Which reminds me that Kiner hit 43 percent of his lifetime home runs on the road. We can put that into perspective even without discussing Babe Ruth; or, any other players who hit more homers on the road than at home, such players as Joe DiMaggio, Mike Schmidt, and Eddie Murray. It's reasonable to presume that most players in general, and certainly most Hall of Famers, have hit more at home than on the road; assuming the dimensions of their home parks are reasonable enough, you would more or less expect even great hitters to do better before the home audience. Here is a random sample of Hall of Famers and how they hit home runs on the road; I'll explain the asterisks soon enough:

Ernie Banks: 43 percent.
Jimmie Foxx: 44 percent.
Lou Gehrig: 49 percent.
Ken Griffey, Jr.: 47 percent.
*Rogers Hornsby: 45 percent.
Willie Mays: 49 percent.
Willie McCovey: 49 percent.
*Johnny Mize: 41 percent.
*Stan Musial: 47 percent.
*Mel Ott: 36 percent.
Jim Rice: 45 percent.
Frank Robinson: 45 percent.
Ryne Sandberg: 41 percent.
Frank Thomas: 40 percent.

That would suggest you can expect an average or near-average Hall of Famer to have hit between 40 and 49 percent of his home runs on the road, on the surface. If you tally those percentages, remove one player (I'll mention him shortly), and divide properly, the average among them is 45 percent of their home runs hit on the road. Ralph Kiner is well within that average either way, and he's even with or ahead of four players minus the man I removed for the moment.

Now let's mention Mel Ott. Master Melvin hit 36 percent of his home runs on the road, and you can understand why in the proverbial New York minute — he played his entire career with the New York Giants, the Polo Grounds was their home park, and there's that yummalicious right field porch again. It was actually shorter than the one the Yankees built for Babe Ruth and shorter than the Forbes Field left field porch was made for Hank Greenberg. I think I'm hearing some crickets from Branch Rickey's cloud right about now.

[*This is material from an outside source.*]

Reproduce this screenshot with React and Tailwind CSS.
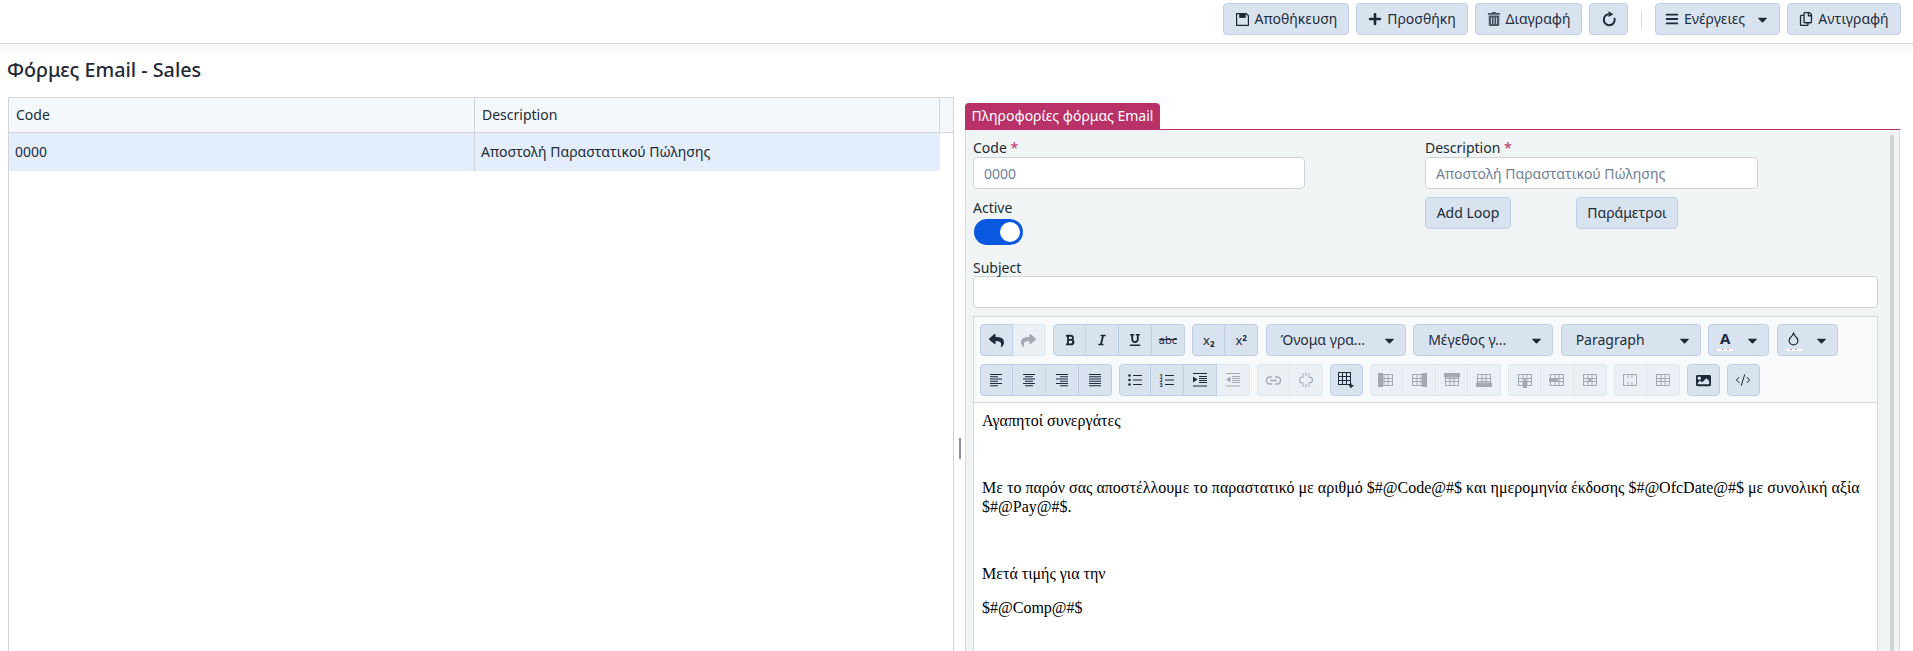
import { Droplet, CodeXml, Link2 } from 'lucide-react'
import { FaPlus, FaTrashAlt, FaBars, FaCaretDown, FaRegCopy, FaReply, FaShare, FaBold, FaItalic, FaUnderline, FaImage } from 'react-icons/fa'

const FONT = { fontFamily: '"Noto Sans", sans-serif' }

function SaveIcon() {
  return (
    <svg width="15" height="15" viewBox="0 0 16 16" fill="none" stroke="currentColor" strokeWidth="1.3">
      <path d="M1.7 1.7h10.3l2.3 2.3v10.3H1.7z" />
      <path d="M4.5 1.7h7v4.6h-7z" fill="currentColor" stroke="none" />
    </svg>
  )
}

function ReloadIcon() {
  return (
    <svg width="16" height="16" viewBox="0 0 16 16" fill="none" stroke="currentColor" strokeWidth="2">
      <path d="M7.5 3.2A5.5 5.5 0 1 0 13.4 6.8" />
      <path d="M7.5 0.3L12.4 3.2L7.5 6.1z" fill="currentColor" stroke="none" />
    </svg>
  )
}

function TopButton({ icon: Icon, label, caret, w, gray }) {
  return (
    <button className={`${w} h-8 flex items-center justify-center gap-[5px] rounded border border-[#bfd0e6] bg-[#d9e3f0] text-sm text-[#1f2d3d]`}>
      <span className={gray ? 'text-[#4b5563]' : 'text-[#1f2937]'}>
        <Icon size={14} />
      </span>
      {label && <span>{label}</span>}
      {caret && <FaCaretDown size={15} className="ml-[5px] text-[#1f2937]" />}
    </button>
  )
}

function Group({ items }) {
  return (
    <div className="flex">
      {items.map((it, i) => (
        <button
          key={i}
          className={[
            'h-8 w-[32.9px] flex items-center justify-center border-y border-r',
            i === 0 ? 'border-l rounded-l' : '',
            i === items.length - 1 ? 'rounded-r' : '',
            it.off
              ? 'bg-[#ebf0f5] border-[#dde6f1] text-[#a3a9b0]'
              : 'bg-[#d9e3f0] border-[#bfd0e6] text-[#1f2937]',
          ].join(' ')}
        >
          {it.node}
        </button>
      ))}
    </div>
  )
}

function Select({ label, w }) {
  return (
    <button className={`${w} h-8 flex items-center justify-between pl-[14px] pr-[8px] rounded border border-[#bfd0e6] bg-[#d9e3f0] text-sm text-[#1f2d3d]`}>
      <span>{label}</span>
      <FaCaretDown size={15} className="text-[#1f2937]" />
    </button>
  )
}

function ColorPick({ children }) {
  return (
    <button className="w-[61px] h-8 flex items-center justify-between pl-[8px] pr-[8px] rounded border border-[#bfd0e6] bg-[#d9e3f0] text-[#1f2937]">
      <span className="relative w-[16px] h-[22px] flex items-center justify-center">
        {children}
        <span className="absolute left-0 right-0 bottom-0 h-[2px] bg-white flex justify-center gap-[3px]">
          <span className="w-[2px] h-[1px] bg-[#e88]" />
          <span className="w-[2px] h-[1px] bg-[#e88]" />
        </span>
      </span>
      <FaCaretDown size={15} />
    </button>
  )
}

function LineIcon({ d, children }) {
  return (
    <svg width="16" height="16" viewBox="0 0 16 16" fill="none" stroke="currentColor" strokeWidth="1.1">
      <path d={d} />
      {children}
    </svg>
  )
}

const ALIGN = {
  left: 'M2 2.5h12M2 4.75h8M2 7h12M2 9.25h8M2 11.5h12M2 13.75h8',
  center: 'M2 2.5h12M4 4.75h8M2 7h12M4 9.25h8M2 11.5h12M4 13.75h8',
  right: 'M2 2.5h12M6 4.75h8M2 7h12M6 9.25h8M2 11.5h12M6 13.75h8',
  justify: 'M2 2.5h12M2 4.75h12M2 7h12M2 9.25h12M2 11.5h12M2 13.75h12',
}

function UnlinkIcon() {
  return (
    <LineIcon d="M6 5H4.5a3 3 0 0 0 0 6H6M10 5h1.5a3 3 0 0 1 0 6H10M8 0.5v3M8 12.5v3M4.5 1.5l1.2 2M11.5 1.5l-1.2 2M4.5 14.5l1.2-2M11.5 14.5l-1.2-2" />
  )
}

// small grid icons of the table tools: bars are the thick grey parts, cross marks a delete
function GridIcon({ bar, cross, plain, plus }) {
  return (
    <svg width="16" height="16" viewBox="0 0 16 16" fill="none" stroke="currentColor" strokeWidth="1">
      <rect x={plus ? 0.5 : 1.5} y={plus ? 0.5 : 2.5} width={plus ? 12 : 13} height={plus ? 12 : 11} />
      {plus ? (
        <path d="M4.5 1v12M8.5 1v12M1 4.5h12M1 8.5h12" />
      ) : (
        <path d="M6 3v10M10 3v10M2 6.5h12M2 9.5h12" />
      )}
      {plus && <path d="M13 11.5v4.5M11 13.8h4.5" strokeWidth="1.4" />}
      {bar === 'left' && <rect x="0" y="1" width="5" height="14" fill="currentColor" stroke="none" />}
      {bar === 'right' && <rect x="11" y="1" width="5" height="14" fill="currentColor" stroke="none" />}
      {bar === 'top' && <rect x="0" y="1" width="16" height="4.5" fill="currentColor" stroke="none" />}
      {bar === 'bottom' && <rect x="0" y="10.5" width="16" height="4.5" fill="currentColor" stroke="none" />}
      {bar === 'midc' && <rect x="6" y="9" width="4" height="7" fill="currentColor" stroke="none" />}
      {bar === 'midr' && <rect x="0" y="6" width="9" height="4" fill="currentColor" stroke="none" />}
      {cross && <path d="M6 6l4 4M10 6l-4 4" />}
      {plain === 'merge' && <rect x="2" y="6" width="12" height="4" fill="#ebf0f5" stroke="none" />}
    </svg>
  )
}

function Field({ label, required, children }) {
  return (
    <div className="flex flex-col">
      <label className="h-[21px] text-sm leading-[23px] text-[#212b36]">
        {label} {required && <span className="text-[#b83268]">*</span>}
      </label>
      {children}
    </div>
  )
}

const inputCls = 'h-8 rounded border border-[#d0d3d6] bg-white px-[10px] text-sm placeholder-[#6f7f96] outline-none'

const row1 = [
  [{ node: <FaReply size={15} /> }, { node: <FaShare size={15} />, off: true }],
  [
    { node: <FaBold size={12} /> },
    { node: <FaItalic size={12} /> },
    { node: <FaUnderline size={12} /> },
    { node: <span className="text-[11px] line-through">abc</span> },
  ],
  [
    { node: <span className="text-[13px] leading-none">x<sub className="text-[8px] font-bold">2</sub></span> },
    { node: <span className="text-[13px] leading-none">x<sup className="text-[8px] font-bold">2</sup></span> },
  ],
]

const row2 = [
  [
    { node: <LineIcon d={ALIGN.left} /> },
    { node: <LineIcon d={ALIGN.center} /> },
    { node: <LineIcon d={ALIGN.right} /> },
    { node: <LineIcon d={ALIGN.justify} /> },
  ],
  [
    {
      node: (
        <LineIcon d="M6 3.5h9M6 8h9M6 12.5h9">
          <circle cx="2.5" cy="3.5" r="1.3" fill="currentColor" stroke="none" />
          <circle cx="2.5" cy="8" r="1.3" fill="currentColor" stroke="none" />
          <circle cx="2.5" cy="12.5" r="1.3" fill="currentColor" stroke="none" />
        </LineIcon>
      ),
    },
    {
      node: (
        <LineIcon d="M6 3.5h9M6 8h9M6 12.5h9">
          <text x="0.5" y="5.5" fontSize="5.5" fontWeight="700" fill="currentColor" stroke="none">1</text>
          <text x="0.5" y="10" fontSize="5.5" fontWeight="700" fill="currentColor" stroke="none">2</text>
          <text x="0.5" y="14.5" fontSize="5.5" fontWeight="700" fill="currentColor" stroke="none">3</text>
        </LineIcon>
      ),
    },
    {
      node: (
        <LineIcon d="M1 1.5h14M7 4.5h8M7 6.5h8M7 8.5h8M7 10.5h8M1 14h14">
          <path d="M1 4.5l4.5 3-4.5 3z" fill="currentColor" stroke="none" />
        </LineIcon>
      ),
    },
    {
      node: (
        <LineIcon d="M1 1.5h14M7 4.5h8M7 6.5h8M7 8.5h8M7 10.5h8M1 14h14">
          <path d="M5.5 4.5l-4.5 3 4.5 3z" fill="currentColor" stroke="none" />
        </LineIcon>
      ),
      off: true,
    },
  ],
  [{ node: <Link2 size={17} />, off: true }, { node: <UnlinkIcon />, off: true }],
  [{ node: <GridIcon plus /> }],
  [
    { node: <GridIcon bar="left" />, off: true },
    { node: <GridIcon bar="right" />, off: true },
    { node: <GridIcon bar="top" />, off: true },
    { node: <GridIcon bar="bottom" />, off: true },
  ],
  [
    { node: <GridIcon bar="midc" cross />, off: true },
    { node: <GridIcon bar="midr" cross />, off: true },
    { node: <GridIcon cross />, off: true },
  ],
  [{ node: <GridIcon plain="merge" />, off: true }, { node: <GridIcon />, off: true }],
  [{ node: <FaImage size={15} /> }],
  [{ node: <CodeXml size={16} strokeWidth={1.5} /> }],
]

export default function App() {
  return (
    <div style={FONT} className="h-[651px] w-full overflow-hidden bg-white text-[#212b36]">
      {/* Top bar */}
      <div className="h-[44px] border-b border-[#d9d9d9] flex items-start justify-end gap-[7px] pt-[3px] pr-[12px]">
        <TopButton icon={SaveIcon} label="Αποθήκευση" w="w-[126px]" />
        <TopButton icon={FaPlus} label="Προσθήκη" w="w-[112px]" />
        <TopButton icon={FaTrashAlt} label="Διαγραφή" w="w-[107px]" gray />
        <TopButton icon={ReloadIcon} w="w-[39px]" />
        <div className="mx-[6px] mt-[8px] h-[18px] w-px bg-[#d5dbe2]" />
        <TopButton icon={FaBars} label="Ενέργειες" caret w="w-[125px]" />
        <TopButton icon={FaRegCopy} label="Αντιγραφή" w="w-[114px]" />
      </div>

      {/* Title */}
      <div className="h-[53px]">
        <div className="h-[12px] bg-gradient-to-b from-[#f6f6f6] to-white" />
        <h1 className="pl-[7px] text-[19.75px] leading-[28px] font-medium text-[#1f2937]">Φόρμες Email - Sales</h1>
      </div>

      <div className="flex pl-[8px]">
        {/* Left grid */}
        <div className="w-[946px] h-[570px] shrink-0 border border-[#d4d4d4] text-sm">
          <div className="flex h-[35px] items-center bg-[#f4f8fb] border-b border-[#d4d4d4]">
            <div className="w-[466px] h-full flex items-center pl-[7px] border-r border-[#d4d4d4]">Code</div>
            <div className="w-[465px] h-full flex items-center pl-[7px] border-r border-[#d4d4d4]">Description</div>
          </div>
          <div className="flex h-[38px] items-center w-[931px] bg-[#e3edfb]">
            <div className="w-[466px] h-full flex items-center pl-[6px] border-r border-[#d4d4d4]">0000</div>
            <div className="flex-1 pl-[6px]">Αποστολή Παραστατικού Πώλησης</div>
          </div>
        </div>

        {/* Splitter */}
        <div className="w-[11px] shrink-0 flex justify-center">
          <div className="mt-[341px] h-[21px] w-[2px] bg-[#8a94a3]" />
        </div>

        {/* Right panel */}
        <div className="w-[935px] shrink-0 mt-[6px] text-sm">
          <div className="h-[27px] border-b border-[#b83268]">
            <div className="w-[195px] h-[26px] rounded-t bg-[#b83268] text-white flex items-center justify-center text-sm">
              Πληροφορίες φόρμας Email
            </div>
          </div>
          <div className="relative h-[522px] overflow-hidden bg-[#f0f4f5] border-x border-[#d9dcdc] pl-[7px] pt-[6px]">
            <div className="absolute right-[5px] top-[5px] bottom-0 w-[4px] bg-[#cfd3d3]" />
            <div className="w-[905px]">
              <div className="grid grid-cols-[452px_1fr] h-[118px]">
                <div className="flex flex-col">
                  <Field label="Code" required>
                    <input readOnly placeholder="0000" className={`${inputCls} w-[332px]`} />
                  </Field>
                  <label className="mt-[8px] h-[21px] leading-[21px]">Active</label>
                  <button className="mt-[1px] w-[49px] h-[26px] ml-[1px] rounded-full bg-[#0a57e0] flex items-center justify-end pr-[3px]">
                    <span className="w-[20px] h-[20px] rounded-full bg-white" />
                  </button>
                </div>
                <div className="flex flex-col">
                  <Field label="Description" required>
                    <input readOnly placeholder="Αποστολή Παραστατικού Πώλησης" className={`${inputCls} w-[333px]`} />
                  </Field>
                  <div className="mt-[8px] flex gap-[65px]">
                    <button className="w-[86px] h-8 rounded border border-[#bfd0e6] bg-[#d9e3f0]">Add Loop</button>
                    <button className="w-[102px] h-8 rounded border border-[#bfd0e6] bg-[#d9e3f0]">Παράμετροι</button>
                  </div>
                </div>
              </div>

              <label className="block h-[20px] leading-[24px] mt-[2px]">Subject</label>
              <input readOnly className={`${inputCls} w-full block`} />

              {/* Editor */}
              <div className="mt-[8px] border border-[#d4d8dc] bg-white">
                <div className="bg-[#f8f9fb] border-b border-[#d4d8dc] px-[6px] pt-[7px] pb-[6px] flex flex-col gap-2">
                  <div className="flex gap-[7.5px]">
                    {row1.map((g, i) => <Group key={i} items={g} />)}
                    <Select label="Όνομα γρα..." w="w-[140px]" />
                    <Select label="Μέγεθος γ..." w="w-[140px]" />
                    <Select label="Paragraph" w="w-[140px]" />
                    <ColorPick><span className="text-[15px] font-bold leading-none -mt-[4px]">A</span></ColorPick>
                    <ColorPick><Droplet size={15} className="-mt-[3px]" /></ColorPick>
                  </div>
                  <div className="flex gap-[7px]">
                    {row2.map((g, i) => <Group key={i} items={g} />)}
                  </div>
                </div>
                <div
                  style={{ fontFamily: '"Liberation Serif", serif' }}
                  className="px-[8px] pt-[8px] h-[300px] text-[16px] leading-[19px] text-black"
                >
                  <p className="mb-[14.5px]">Αγαπητοί συνεργάτες</p>
                  <p className="mb-[14.5px]"><br /></p>
                  <p className="mb-[14.5px]">
                    Με το παρόν σας αποστέλλουμε το παραστατικό με αριθμό $#@Code@#$ και ημερομηνία έκδοσης $#@OfcDate@#$ με συνολική αξία $#@Pay@#$.
                  </p>
                  <p className="mb-[14.5px]"><br /></p>
                  <p className="mb-[14.5px]">Μετά τιμής για την</p>
                  <p className="mb-[14.5px]">$#@Comp@#$</p>
                </div>
              </div>
            </div>
          </div>
        </div>
      </div>
    </div>
  )
}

Rickey was running the Brooklyn Dodgers for a sizeable portion of Mel Ott's career and he had to have known Ott took complete advantage of the Polo Grounds porch. Before he took on the Dodgers, Rickey was the mastermind of the Cardinals and handled, among other players, Stan Musial and Johnny Mize. Before becoming the prototype general manager with the Cardinals, Rickey managed the team — including Rogers Hornsby. Musial and Hornsby didn't hit that much more on the road than Kiner, and Mize hit less of his homers on the road than Kiner did, percentage-wise.

Come to think of it, Johnny Mize with a slightly longer career (elongated late when the Yankees brought him aboard for a five-year tour as a part-timer) was just about the same kind of player as Ralph Kiner: a big slugger who was about fair to middling in the field and also had shortish porches to which to pull his bombs for his entire career. (As a matter of fact, Mize tied Kiner for the National League's home run lead in 1947, when Mize was with the Giants.) Mize came up with the Cardinals while Rickey was still running the organization. Yet Rickey was never known to have tried to run Mize down publicly for any reason. Could Mize's gaudy batting averages between 1936 and 1939 have had something to do with that? As night baseball took further hold circa 1940-41, Mize's averages began dropping for the most part; after his return from World War II, he never again hit .300+ in any season after 1947. You might expect his astute former boss to notice that, too.

You may know the answer as well as I do as to why Rickey chose Kiner as a particular running-down target after Rickey joined the Pirates after 1950. Kiner was no more shy about fighting for his salaries than Rickey was in fighting to keep them down. The Mahatma was notoriously penurious with his players and not above hook, crook, insult, or subterfuge to keep their paychecks low. And Kiner, a player who usually went to bat for whatever players' rights could be had in that pre-free agency era, would say in due course that Rickey did "more than any other person to bring about the players' union." Rickey unhorsed the Babe Ruth verse at Kiner's expense in 1952, while trying (and failing) to convince Pirates owner John Galbreath to sell Kiner and use the proceeds to buy new players.

It never occurred to Rickey that a) you could do an awful lot worse than to hold a player second to Babe Ruth; or, b) that Ruth in actuality wasn't the greatest all-around baseball player who ever lived, that he was a great power and for-average hitter (who would, I repeat, have lost a passel points on his average in the night-ball era) but an average defensive outfielder with an average-to-below-average outfield throwing arm who didn't run smartly — and should have been arrested for incompetence over his insistence on trying to steal bases whenever he bloody well felt like it.

Ralph Kiner was one of the top one hundred hitters of all-time; he retired at number six on the all-time home run list; he looks a little less like the Hall of Famer he is because of his short career but it's reasonable to assume that, had his back not betrayed him, he might have had perhaps five more seasons, a WAR more in line with the average Hall of Fame outfielder, and a more obvious set of credentials — as if leading his league in home runs seven times, in slugging and OPS three times each, and in walks three times needed any further embellishment.

Branch Rickey finally did get so fed up with the salary haggling that he unloaded Kiner — during the 1953 season, a year after the Ruth verse, in a 10-player swap with the Cubs. In perhaps an irony less dubious than delicious, if only from Kiner's point of view, Rickey himself retired in 1955 — for health issues. But when the Mahatma first tried urging John Galbreath to unload Kiner while the unloading was good, when Kiner was still a terrific player and the only box office draw the Pirates had, comparing Kiner fatuously to Ruth, then and there might have been a fine time for Galbreath to consider sending Rickey going, gone, forget it, goodbye.